Erica Tishman, 60, AIA, a celebrated architect and VP of project management at Zubatkin, was killed December 17 when struck while walking near her office by a chunk of façade which fell from a Midtown Manhattan building.

Himmel + Meringoff Properties, owners of the 17-story office building at 729 Seventh Avenue (built in 1915), had been fined on April 29 for “damaged terra cotta at areas above 15th floor in several locations which poses [sic] a falling hazard for pedestrians.” The company had paid a $1,250 fine. City law requires repair action within 90 days, but despite being issued a second violation notice, it wasn’t until November that the city approved plans for façade work which had still not been undertaken at the time of the tragedy.

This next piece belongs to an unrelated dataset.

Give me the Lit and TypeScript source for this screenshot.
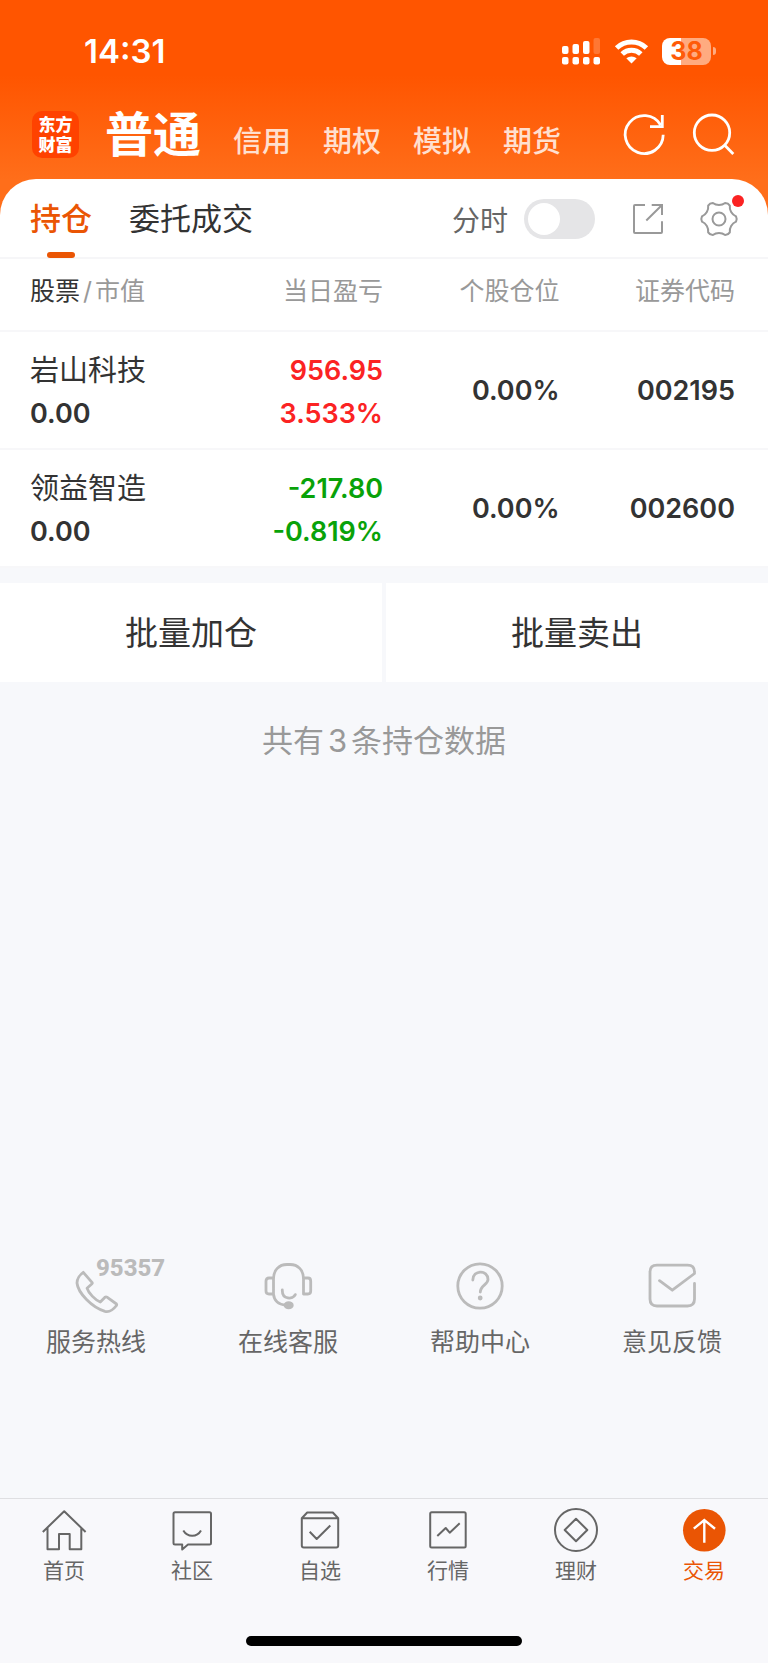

“No pedestrian should be at risk from dangerous façade conditions,” said Department of Buildings spokeswoman Abigail Kunitz. The department has since ordered the property owner to build a sidewalk shed to protect passersby.

Almost 380,000 pedestrians walk the streets in this area of Manhattan every day, according to the Times Square Alliance. A 2015 analysis by the Wall Street Journal showed that, on average, one passerby a month is injured by debris falling from New York City construction sites.

Immediately after the tragedy, the Department of Buildings examined approximately 1,300 buildings it said needed immediate façade work.

Tishman also chaired the board of directors for the Educational Alliance, was on the board of trustees at the Riverdale Country School and the Central Synagogue in Manhattan, and was chair for the Alumni Schools Committee of Princeton University. She had a master’s degree in architecture from Harvard Graduate School of Design. She is survived by her husband and three children.